Exercise brief:
Write out the material exactly. Do not include the pictures.

**** Provided material ****

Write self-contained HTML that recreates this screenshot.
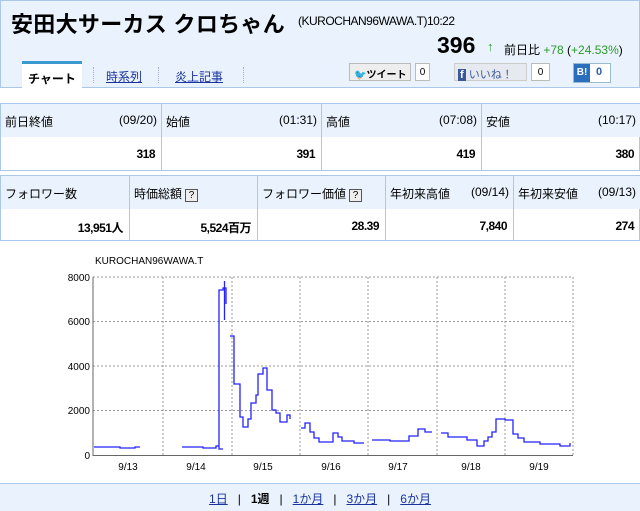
<!DOCTYPE html>
<html><head><meta charset="utf-8"><style>
*{margin:0;padding:0;box-sizing:border-box}
body{width:640px;height:511px;background:#fff;font-family:"Liberation Sans","Noto Sans CJK JP",sans-serif;color:#000;position:relative;overflow:hidden;font-size:12px}
.hdr{position:absolute;left:0;top:0;width:640px;height:88px;background:#eaf3fd;border:1px solid #a9c8ec}
.ab{position:absolute;white-space:nowrap}
a{color:#1a33a0}
.tbl{position:absolute;border:1px solid #a9c8ec}
.cell{position:absolute;top:0;height:100%;border-left:1px solid #a9c8ec}
.cell .h{height:33px;background:#eaf3fd;padding:9px 4px;font-size:12px;display:flex;justify-content:space-between}
.cell .v{text-align:right;padding:10px 6px;font-size:12px;font-weight:bold;letter-spacing:-0.5px}
.q{display:inline-block;width:13px;height:13px;border:1px solid #555;font-size:10px;line-height:11px;text-align:center;margin-left:3px;background:#eee}
</style></head><body>
<div class="hdr">
<div class="ab" style="left:10px;top:6px;font-size:22px;font-weight:bold;letter-spacing:0.3px">安田大サーカス クロちゃん</div>
<div class="ab" style="left:297px;top:13px;font-size:12px;letter-spacing:-0.5px">(KUROCHAN96WAWA.T)10:22</div>
<div class="ab" style="left:436px;top:31px;font-size:23px;font-weight:bold">396</div>
<div class="ab" style="left:486px;top:38px;font-size:13px;color:#2a9a2a">↑</div>
<div class="ab" style="left:503px;top:40px;font-size:12px">前日比 <span style="color:#2a9a2a">+78</span> (<span style="color:#2a9a2a">+24.53%</span>)</div>
<div class="ab" style="left:21px;top:60px;width:60px;height:28px;background:#fff;border-top:3px solid #3a9ad0;font-weight:bold;font-size:12px;padding:6px 0 0 6px">チャート</div>
<div class="ab" style="left:92px;top:66px;height:16px;border-left:1px dotted #aac"></div>
<div class="ab" style="left:105px;top:67px"><a href="#">時系列</a></div>
<div class="ab" style="left:157px;top:66px;height:16px;border-left:1px dotted #aac"></div>
<div class="ab" style="left:174px;top:67px"><a href="#">炎上記事</a></div>
<div class="ab" style="left:242px;top:66px;height:16px;border-left:1px dotted #aac"></div>
<div class="ab" style="left:348px;top:62px;width:62px;height:18px;border:1px solid #bbb;background:#eee;font-size:10px;font-weight:bold;padding:2px 4px"><span style="color:#2aa3e0">🐦</span>ツイート</div>
<div class="ab" style="left:414px;top:62px;width:15px;height:18px;border:1px solid #bbb;background:#fff;font-size:10px;text-align:center;padding-top:3px">0</div>
<div class="ab" style="left:453px;top:62px;width:73px;height:18px;border:1px solid #ccc;background:#e6e9f0;font-size:11px;color:#3b5998;padding:2px 3px"><span style="background:#3b5998;color:#fff;padding:0 2px;font-weight:bold">f</span> いいね！</div>
<div class="ab" style="left:530px;top:62px;width:19px;height:18px;border:1px solid #bbb;background:#fff;font-size:10px;text-align:center;padding-top:3px">0</div>
<div class="ab" style="left:572px;top:62px;width:38px;height:20px;border:1px solid #9bc;background:#fff;font-size:11px;font-weight:bold;color:#2a5fb0"><span style="display:inline-block;width:16px;height:18px;background:#2a6ebd;color:#fff;font-size:10px;text-align:center;padding-top:3px">B!</span><span style="margin-left:6px">0</span></div>
</div>

<div class="tbl" style="left:0;top:103px;width:640px;height:68px">
<div class="cell" style="left:-1px;width:161px"><div class="h"><span>前日終値</span><span>(09/20)</span></div><div class="v">318</div></div>
<div class="cell" style="left:160px;width:160px"><div class="h"><span>始値</span><span>(01:31)</span></div><div class="v">391</div></div>
<div class="cell" style="left:320px;width:160px"><div class="h"><span>高値</span><span>(07:08)</span></div><div class="v">419</div></div>
<div class="cell" style="left:480px;width:159px"><div class="h"><span>安値</span><span>(10:17)</span></div><div class="v">380</div></div>
</div>
<div class="tbl" style="left:0;top:175px;width:640px;height:66px">
<div class="cell" style="left:-1px;width:129px"><div class="h"><span>フォロワー数</span></div><div class="v">13,951人</div></div>
<div class="cell" style="left:128px;width:128px"><div class="h"><span>時価総額<span class="q">?</span></span></div><div class="v">5,524百万</div></div>
<div class="cell" style="left:256px;width:128px"><div class="h"><span>フォロワー価値<span class="q">?</span></span></div><div class="v">28.39</div></div>
<div class="cell" style="left:384px;width:128px"><div class="h"><span>年初来高値</span><span>(09/14)</span></div><div class="v">7,840</div></div>
<div class="cell" style="left:512px;width:127px"><div class="h"><span>年初来安値</span><span>(09/13)</span></div><div class="v">274</div></div>
</div>

<svg class="ab" style="left:0;top:250px" width="640" height="233" viewBox="0 250 640 233" font-family="Liberation Sans,sans-serif" font-size="10">
<text x="95" y="264">KUROCHAN96WAWA.T</text>
<g stroke="#999" stroke-dasharray="2,2" stroke-width="1">
<line x1="93" y1="277" x2="573" y2="277"/><line x1="93" y1="321.5" x2="573" y2="321.5"/><line x1="93" y1="366" x2="573" y2="366"/><line x1="93" y1="410.5" x2="573" y2="410.5"/>
<line x1="163" y1="277" x2="163" y2="455"/><line x1="232" y1="277" x2="232" y2="455"/><line x1="300" y1="277" x2="300" y2="455"/><line x1="368" y1="277" x2="368" y2="455"/><line x1="437" y1="277" x2="437" y2="455"/><line x1="505" y1="277" x2="505" y2="455"/><line x1="573" y1="277" x2="573" y2="455"/>
</g>
<line x1="93" y1="277" x2="93" y2="456" stroke="#666"/><line x1="93" y1="455.5" x2="573" y2="455.5" stroke="#666"/>
<g text-anchor="end"><text x="90" y="281">8000</text><text x="90" y="325">6000</text><text x="90" y="370">4000</text><text x="90" y="414">2000</text><text x="90" y="459">0</text></g>
<g text-anchor="middle"><text x="128" y="470">9/13</text><text x="196" y="470">9/14</text><text x="263" y="470">9/15</text><text x="331" y="470">9/16</text><text x="398" y="470">9/17</text><text x="471" y="470">9/18</text><text x="539" y="470">9/19</text></g>
<g fill="none" stroke="#2222ff" stroke-width="1.3">
<path d="M94 447H120V448H135V447H140"/>
<path d="M182 447H203V448H216V446H219V290H223V288H226V304M224.5 281V320M219 446V449H223"/>
<path d="M230 336H234V384H240V417H243V427H248V419H251V403H256V395H258V374H263V368H267V390H272V410H276V413H280V422H287V415H290V419"/>
<path d="M301 428H305V423H310V432H314V438H319V442H333V433H338V437H342V441H354V443H364"/>
<path d="M372 440H390V441H409V436H418V429H425V432H432"/>
<path d="M441 433H448V437H467V440H477V446H484V441H488V437H492V432H496V419H505V420H513V434H518V438H524V442H540V444H560V446H570V443"/>
</g>
</svg>

<div class="ab" style="left:0;top:483px;width:640px;height:28px;background:#eaf3fd;border-top:1px solid #a9c8ec;font-size:12px;text-align:center;padding-top:6px;word-spacing:0">
<a href="#">1日</a>&nbsp;&nbsp; | &nbsp;&nbsp;<b>1週</b>&nbsp;&nbsp; | &nbsp;&nbsp;<a href="#">1か月</a>&nbsp;&nbsp; | &nbsp;&nbsp;<a href="#">3か月</a>&nbsp;&nbsp; | &nbsp;&nbsp;<a href="#">6か月</a>
</div>
</body></html>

****

Correct response:
Write self-contained HTML that recreates this screenshot.
<!DOCTYPE html>
<html><head><meta charset="utf-8"><style>
*{margin:0;padding:0;box-sizing:border-box}
body{width:640px;height:511px;background:#fff;font-family:"Liberation Sans","Noto Sans CJK JP",sans-serif;color:#000;position:relative;overflow:hidden;font-size:12px}
.hdr{position:absolute;left:0;top:0;width:640px;height:88px;background:#eaf3fd;border:1px solid #a9c8ec}
.ab{position:absolute;white-space:nowrap}
a{color:#1a33a0}
.tbl{position:absolute;border:1px solid #a9c8ec}
.cell{position:absolute;top:0;height:100%;border-left:1px solid #a9c8ec}
.cell .h{height:33px;background:#eaf3fd;padding:9px 4px;font-size:12px;display:flex;justify-content:space-between}
.cell .v{text-align:right;padding:10px 6px;font-size:12px;font-weight:bold;letter-spacing:-0.5px}
.q{display:inline-block;width:13px;height:13px;border:1px solid #555;font-size:10px;line-height:11px;text-align:center;margin-left:3px;background:#eee}
</style></head><body>
<div class="hdr">
<div class="ab" style="left:10px;top:6px;font-size:22px;font-weight:bold;letter-spacing:0.3px">安田大サーカス クロちゃん</div>
<div class="ab" style="left:297px;top:13px;font-size:12px;letter-spacing:-0.5px">(KUROCHAN96WAWA.T)10:22</div>
<div class="ab" style="left:436px;top:31px;font-size:23px;font-weight:bold">396</div>
<div class="ab" style="left:486px;top:38px;font-size:13px;color:#2a9a2a">↑</div>
<div class="ab" style="left:503px;top:40px;font-size:12px">前日比 <span style="color:#2a9a2a">+78</span> (<span style="color:#2a9a2a">+24.53%</span>)</div>
<div class="ab" style="left:21px;top:60px;width:60px;height:28px;background:#fff;border-top:3px solid #3a9ad0;font-weight:bold;font-size:12px;padding:6px 0 0 6px">チャート</div>
<div class="ab" style="left:92px;top:66px;height:16px;border-left:1px dotted #aac"></div>
<div class="ab" style="left:105px;top:67px"><a href="#">時系列</a></div>
<div class="ab" style="left:157px;top:66px;height:16px;border-left:1px dotted #aac"></div>
<div class="ab" style="left:174px;top:67px"><a href="#">炎上記事</a></div>
<div class="ab" style="left:242px;top:66px;height:16px;border-left:1px dotted #aac"></div>
<div class="ab" style="left:348px;top:62px;width:62px;height:18px;border:1px solid #bbb;background:#eee;font-size:10px;font-weight:bold;padding:2px 4px"><span style="color:#2aa3e0">🐦</span>ツイート</div>
<div class="ab" style="left:414px;top:62px;width:15px;height:18px;border:1px solid #bbb;background:#fff;font-size:10px;text-align:center;padding-top:3px">0</div>
<div class="ab" style="left:453px;top:62px;width:73px;height:18px;border:1px solid #ccc;background:#e6e9f0;font-size:11px;color:#3b5998;padding:2px 3px"><span style="background:#3b5998;color:#fff;padding:0 2px;font-weight:bold">f</span> いいね！</div>
<div class="ab" style="left:530px;top:62px;width:19px;height:18px;border:1px solid #bbb;background:#fff;font-size:10px;text-align:center;padding-top:3px">0</div>
<div class="ab" style="left:572px;top:62px;width:38px;height:20px;border:1px solid #9bc;background:#fff;font-size:11px;font-weight:bold;color:#2a5fb0"><span style="display:inline-block;width:16px;height:18px;background:#2a6ebd;color:#fff;font-size:10px;text-align:center;padding-top:3px">B!</span><span style="margin-left:6px">0</span></div>
</div>

<div class="tbl" style="left:0;top:103px;width:640px;height:68px">
<div class="cell" style="left:-1px;width:161px"><div class="h"><span>前日終値</span><span>(09/20)</span></div><div class="v">318</div></div>
<div class="cell" style="left:160px;width:160px"><div class="h"><span>始値</span><span>(01:31)</span></div><div class="v">391</div></div>
<div class="cell" style="left:320px;width:160px"><div class="h"><span>高値</span><span>(07:08)</span></div><div class="v">419</div></div>
<div class="cell" style="left:480px;width:159px"><div class="h"><span>安値</span><span>(10:17)</span></div><div class="v">380</div></div>
</div>
<div class="tbl" style="left:0;top:175px;width:640px;height:66px">
<div class="cell" style="left:-1px;width:129px"><div class="h"><span>フォロワー数</span></div><div class="v">13,951人</div></div>
<div class="cell" style="left:128px;width:128px"><div class="h"><span>時価総額<span class="q">?</span></span></div><div class="v">5,524百万</div></div>
<div class="cell" style="left:256px;width:128px"><div class="h"><span>フォロワー価値<span class="q">?</span></span></div><div class="v">28.39</div></div>
<div class="cell" style="left:384px;width:128px"><div class="h"><span>年初来高値</span><span>(09/14)</span></div><div class="v">7,840</div></div>
<div class="cell" style="left:512px;width:127px"><div class="h"><span>年初来安値</span><span>(09/13)</span></div><div class="v">274</div></div>
</div>

<svg class="ab" style="left:0;top:250px" width="640" height="233" viewBox="0 250 640 233" font-family="Liberation Sans,sans-serif" font-size="10">
<text x="95" y="264">KUROCHAN96WAWA.T</text>
<g stroke="#999" stroke-dasharray="2,2" stroke-width="1">
<line x1="93" y1="277" x2="573" y2="277"/><line x1="93" y1="321.5" x2="573" y2="321.5"/><line x1="93" y1="366" x2="573" y2="366"/><line x1="93" y1="410.5" x2="573" y2="410.5"/>
<line x1="163" y1="277" x2="163" y2="455"/><line x1="232" y1="277" x2="232" y2="455"/><line x1="300" y1="277" x2="300" y2="455"/><line x1="368" y1="277" x2="368" y2="455"/><line x1="437" y1="277" x2="437" y2="455"/><line x1="505" y1="277" x2="505" y2="455"/><line x1="573" y1="277" x2="573" y2="455"/>
</g>
<line x1="93" y1="277" x2="93" y2="456" stroke="#666"/><line x1="93" y1="455.5" x2="573" y2="455.5" stroke="#666"/>
<g text-anchor="end"><text x="90" y="281">8000</text><text x="90" y="325">6000</text><text x="90" y="370">4000</text><text x="90" y="414">2000</text><text x="90" y="459">0</text></g>
<g text-anchor="middle"><text x="128" y="470">9/13</text><text x="196" y="470">9/14</text><text x="263" y="470">9/15</text><text x="331" y="470">9/16</text><text x="398" y="470">9/17</text><text x="471" y="470">9/18</text><text x="539" y="470">9/19</text></g>
<g fill="none" stroke="#2222ff" stroke-width="1.3">
<path d="M94 447H120V448H135V447H140"/>
<path d="M182 447H203V448H216V446H219V290H223V288H226V304M224.5 281V320M219 446V449H223"/>
<path d="M230 336H234V384H240V417H243V427H248V419H251V403H256V395H258V374H263V368H267V390H272V410H276V413H280V422H287V415H290V419"/>
<path d="M301 428H305V423H310V432H314V438H319V442H333V433H338V437H342V441H354V443H364"/>
<path d="M372 440H390V441H409V436H418V429H425V432H432"/>
<path d="M441 433H448V437H467V440H477V446H484V441H488V437H492V432H496V419H505V420H513V434H518V438H524V442H540V444H560V446H570V443"/>
</g>
</svg>

<div class="ab" style="left:0;top:483px;width:640px;height:28px;background:#eaf3fd;border-top:1px solid #a9c8ec;font-size:12px;text-align:center;padding-top:6px;word-spacing:0">
<a href="#">1日</a>&nbsp;&nbsp; | &nbsp;&nbsp;<b>1週</b>&nbsp;&nbsp; | &nbsp;&nbsp;<a href="#">1か月</a>&nbsp;&nbsp; | &nbsp;&nbsp;<a href="#">3か月</a>&nbsp;&nbsp; | &nbsp;&nbsp;<a href="#">6か月</a>
</div>
</body></html>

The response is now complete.